The gold market appears to have well and truly peaked. The Perth mint puts the all-time high way back on 6 September 2011, when the bid price per ounce was $1915.55. It’s now plummeted to just over $1600, and appears to be on a steady downward trajectory.

None of which will be much consolation to Gordon Brown, who famously sold most of Britain’s gold reserves near the bottom of the market, between 1999 and 2002. He may have made $3.5bn from the sale, at an average price of $270; but if he’d sold on to the same reserves and sold them the day before the 2010 election, he’d have made the country just over $15bn. And he is never allowed to forget it; cries of “Brown sold the gold” are common even today.

But it’s unfair to hold Brown to standards only visible in hindsight. After all, he’s not magic. So what critics are really saying is “Brown should have known beforehand that gold was a good investment”. And if we’re holding Brown to that criticism, we have to hold his Osborne to the same standard.

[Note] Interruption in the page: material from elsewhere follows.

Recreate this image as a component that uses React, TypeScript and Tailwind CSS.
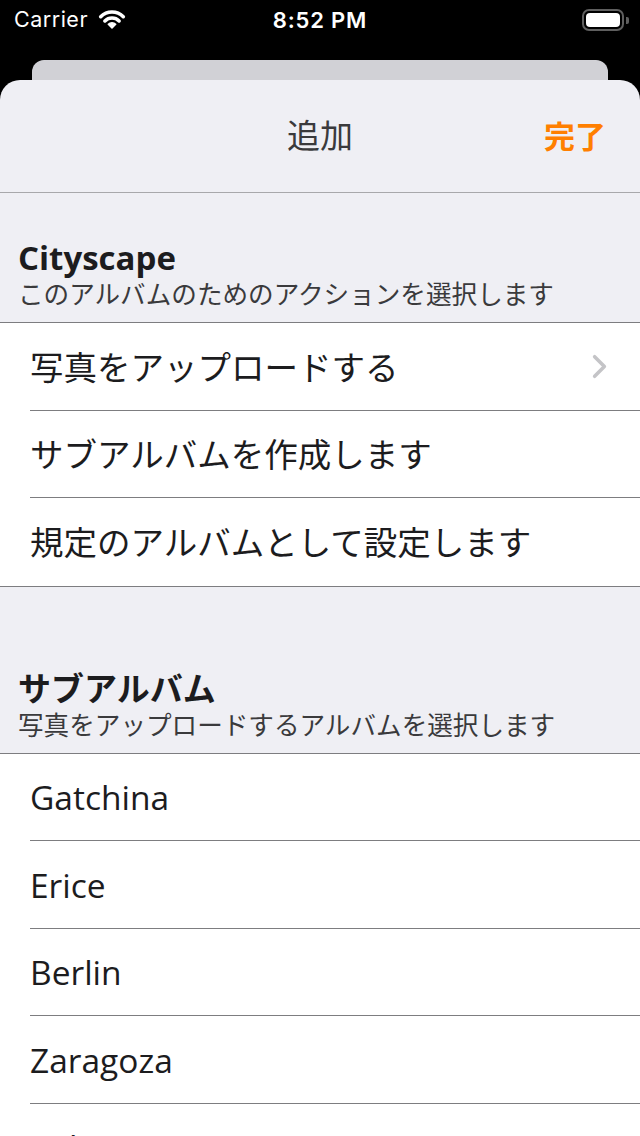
import { ChevronRight } from "lucide-react";

const font = "font-['Open_Sans','Noto_Sans_CJK_JP',sans-serif]";

function StatusBar() {
  return (
    <div className="relative flex h-[40px] shrink-0 items-center bg-black pl-[14px] pr-[11px] font-['Inter',sans-serif] text-white">
      <div className="flex items-center gap-[10px]">
        <span className="text-[21.5px] leading-none tracking-[0.5px]">Carrier</span>
        <svg width="28" height="20" viewBox="0 0 28 20" className="mt-[-2px]">
          <path d="M2.7 7.7 A16 16 0 0 1 25.3 7.7" fill="none" stroke="white" strokeWidth="3.6" strokeLinecap="round" />
          <path d="M6.9 11.9 A10 10 0 0 1 21.1 11.9" fill="none" stroke="white" strokeWidth="3.6" strokeLinecap="round" />
          <path d="M14 19 L10.3 15.3 A5.2 5.2 0 0 1 17.7 15.3 Z" fill="white" stroke="white" strokeWidth="1.5" strokeLinejoin="round" />
        </svg>
      </div>
      <span className="absolute left-1/2 -translate-x-1/2 text-[22px] font-semibold leading-none tracking-[0.8px]">8:52 PM</span>
      <div className="ml-auto flex items-center gap-[2px]">
        <div className="flex h-[22px] w-[42px] items-center rounded-[7px] border-2 border-[#5f5f5f] p-[2px]">
          <div className="h-full w-full rounded-[4px] bg-white" />
        </div>
        <div className="h-[7px] w-[3px] rounded-r-[2px] bg-[#5f5f5f]" />
      </div>
    </div>
  );
}

function Row({ label, chevron, last }: { label: string; chevron?: boolean; last?: boolean }) {
  return (
    <div className="flex h-[87.5px] shrink-0 bg-white pl-[30px]">
      <div
        className={
          "flex flex-1 items-center border-b pr-[21px] " +
          (last ? "border-transparent" : "border-[#7d7d80]")
        }
      >
        <span className="flex-1 pt-[2px] text-[33.5px] leading-none text-[#1c1c1e]">{label}</span>
        {chevron && <ChevronRight size={39} strokeWidth={2.2} className="text-[#c4c4c7]" />}
      </div>
    </div>
  );
}

function SectionHeader({ title, subtitle, h }: { title: string; subtitle: string; h: string }) {
  return (
    <div className={"flex shrink-0 flex-col justify-end px-[18px] pb-[10px] " + h}>
      <span className="text-[33px] font-bold leading-[40px] text-[#1c1c1e]">{title}</span>
      <span className="text-[25.6px] leading-[34px] text-[#3a3a3c]">{subtitle}</span>
    </div>
  );
}

export default function App() {
  return (
    <div className={"flex h-[1136px] w-[640px] flex-col overflow-hidden bg-black " + font}>
      <StatusBar />
      <div className="mx-[32px] mt-[20px] h-[20px] shrink-0 rounded-t-[12px] bg-[#d1d1d6]" />
      <div className="flex shrink-0 grow flex-col rounded-t-[20px] bg-[#efeff4]">
        <div className="relative flex h-[113px] shrink-0 items-center justify-center border-b border-[#a8a8ab]">
          <span className="text-[33px] text-[#3a3a3c]">追加</span>
          <span className="absolute right-[34px] text-[31px] font-bold text-[#ff7f00]">完了</span>
        </div>
        <SectionHeader title="Cityscape" subtitle="このアルバムのためのアクションを選択します" h="h-[129px]" />
        <div className="border-y border-[#7d7d80]">
          <Row label="写真をアップロードする" chevron />
          <Row label="サブアルバムを作成します" />
          <Row label="規定のアルバムとして設定します" last />
        </div>
        <SectionHeader title="サブアルバム" subtitle="写真をアップロードするアルバムを選択します" h="h-[166px]" />
        <div className="border-t border-[#7d7d80]">
          <Row label="Gatchina" />
          <Row label="Erice" />
          <Row label="Berlin" />
          <Row label="Zaragoza" />
          <Row label="Tula" />
        </div>
      </div>
    </div>
  );
}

When the chancellor took power, gold was selling for $1170; 18 months later, it had hit its peak. If Osborne had bought back the quantity of gold Brown sold, he’d have had to spend $15bn; but then, 18 months later, he’d have made a profit of $9.7bn, selling the gold for $24bn. Even if he’d just bought back the value of what Brown sold, spending $3.5bn on gold in 2010, he could have sold it for $5.7bn, a $2.2bn profit.

Brown didn’t lose money in 2003; he just failed to make money in the years after. Osborne didn’t lose money in 2010; he just failed to make money in the 18 months after. Unless we want to punish all our chancellors for not moonlighting as day traders, holding them liable for the money they didn’t make is nonsensical.